Monday, 21 February 2011

All Holidays are Made Up

I had a typically enlightening conversation with Older Son early this afternoon. I inquired of him if he was feeling lonely on this Family Day given that our family was scattered across the continent. In a response that was very much in keeping with his pragmatic yet sarcastic nature, he stated that it was difficult to get emotional about a holiday that was barely three years old, an invention of our provincial government to bless us with downtime during the miserable month of February, and-as he correctly reminded me-we have yet to be together as family on this day. It set off a discussion between us that began with the basic premise that all holidays are works of fiction no matter how engrained they have become in our culture.

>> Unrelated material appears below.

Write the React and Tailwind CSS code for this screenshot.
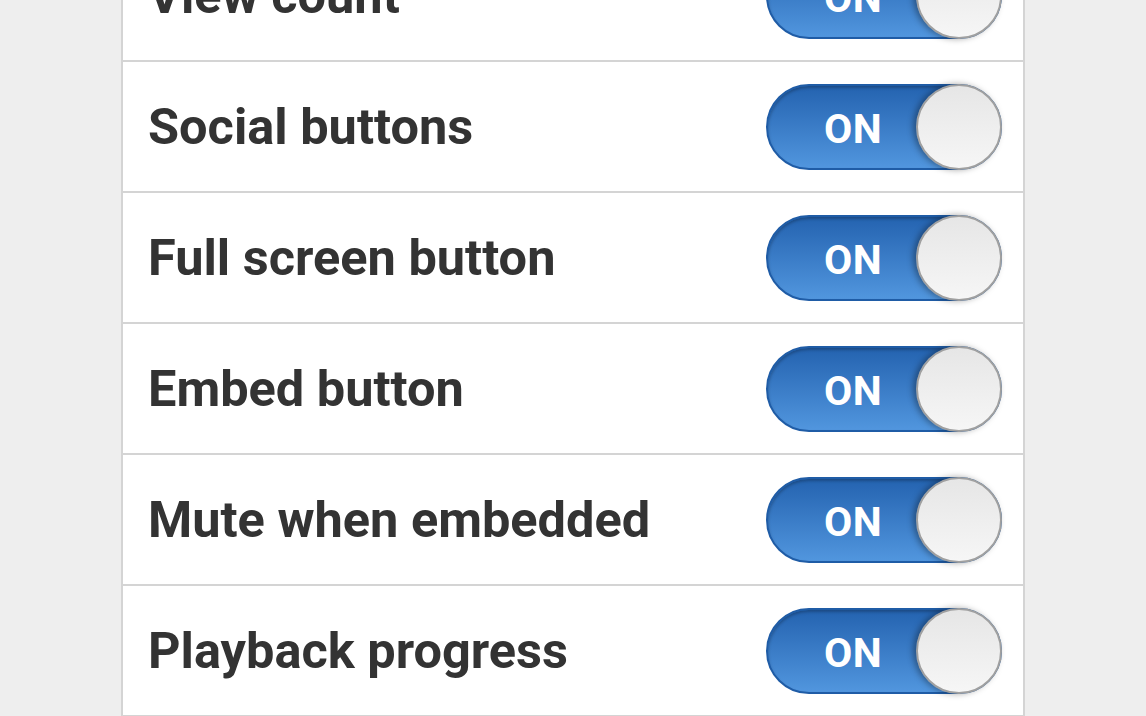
import React from "react";

const rows = [
  "View count",
  "Social buttons",
  "Full screen button",
  "Embed button",
  "Mute when embedded",
  "Playback progress",
];

function Toggle() {
  return (
    <div className="relative h-[86px] w-[236px] shrink-0">
      <div className="absolute inset-0 rounded-full border-2 border-[#1f5ca6] bg-gradient-to-b from-[#2463b0] to-[#5196de] shadow-[inset_0_2px_3px_rgba(0,0,0,0.25)]">
        <span className="absolute left-[56px] top-[23px] text-[41px] font-bold leading-none tracking-[0.5px] text-white [font-family:Roboto,'Liberation_Sans',sans-serif]">
          ON
        </span>
      </div>
      <div className="absolute right-0 top-0 h-[86px] w-[86px] rounded-full border-2 border-[#a0a0a0] bg-gradient-to-b from-[#e6e6e6] to-[#f6f6f6] shadow-[-3px_0_6px_rgba(0,0,0,0.35)]" />
    </div>
  );
}

export default function App() {
  return (
    <div className="h-[716px] w-[1146px] overflow-hidden bg-[#eeeeee]">
      <div className="ml-[121px] mt-[-69px] w-[904px] border-x-2 border-[#d4d4d4] bg-white">
        {rows.map((r) => (
          <div
            key={r}
            className="flex h-[131px] items-center justify-between border-b-2 border-[#d4d4d4] pl-[25px] pr-[21px]"
          >
            <span className="text-[50.5px] font-bold text-[#333333] [font-family:Roboto,'Liberation_Sans',sans-serif]">
              {r}
            </span>
            <Toggle />
          </div>
        ))}
      </div>
    </div>
  );
}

They are either remembrance days formed out of religious mythology, anniversaries of great events or birth dates, or simply an excuse to stay in pyjamas, watch DVDs, and eat junk food all day. (As I am currently in the southern home I must state that holidays down here seem more inclined to be celebrated by pushing me to buy bed linens, cars, or electronics all in the name of dead presidents.) Whatever the excuse, I can find less worthy things to commemorate than family. That said, I do offer up a few alternatives that I do believe are long overdue in being labelled statutory holidays. Apologies in advance to my Yankee friends and readers in that I can only go by what I know, and most of that is Canadian.

  • I believe, my fellow Canucks, that the time has finally come to celebrate the birthday of our first Prime Minister, Sir John A MacDonald. We Canadians are often accused of our complacency and derided for our lack of patriotism. How can we debate such mendacities when we can't even claim a national holiday for our Father of Confederation? Good old John A even had the decency to be born in January, a month sorely in need of a long weekend. Rally 'round the history books folks and strike a blow for our founding father.
  • While Family Day is becoming a nice and most welcome diversion in February, perhaps a more fitting day to celebrate might be Flag Day. Our distinctive red maple leaf was officially adopted our country's flag on February 15th, 1965. Doesn't Flag Day have a nicer and more logical ring to it than Family Day? Once again patriotism should win out.
  • Queen's Birthday. For 150 years we have been marking the May 24th birthday of Queen Victoria. Victoria was our reigning monarch for an astounding 64 years. Our current monarch, Queen Elizabeth II has reigned for an almost nearly astounding 59 years. She was born in April, but observes her official birthday in May. Why not call it Queens Day and honour both of these impressive women.
  • Tax Freedom Day!!! Last year, Tax Freedom Day arrived in Canada on June 5th-a full three days later than the previous year. For the uninitiated, Tax Freedom Day is the day when most people stop working in order to pay their taxes and start working to pocket whatever they earn for themselves. An auspicious occasion to be certain. Shouldn't we do a happy dance for a long weekend in June and celebrate by spending our new found wealth on ourselves?
  • Thanksgiving in Canada is observed in October. I take no issue with this harvest festival except to note that it does leave November, a dreary month to be certain, curiously lacking a long weekend. Maybe we could have American Thanksgiving as well? Many of us stay home to watch the parade and football games now as it is, we might as well have the tofurkey too. 
Those are a few of my ideas. Add your own if you wish. Otherwise, I hope you all had a Happy President's Family Day. 

1 comment:

  1. I appreciate it being Family Day! As a teacher, I appreciate being able to now spend some time celebrating and discussing "family", and safely ignoring Mothers Day and Fathers Day, which are fraught with pain for so many of my students.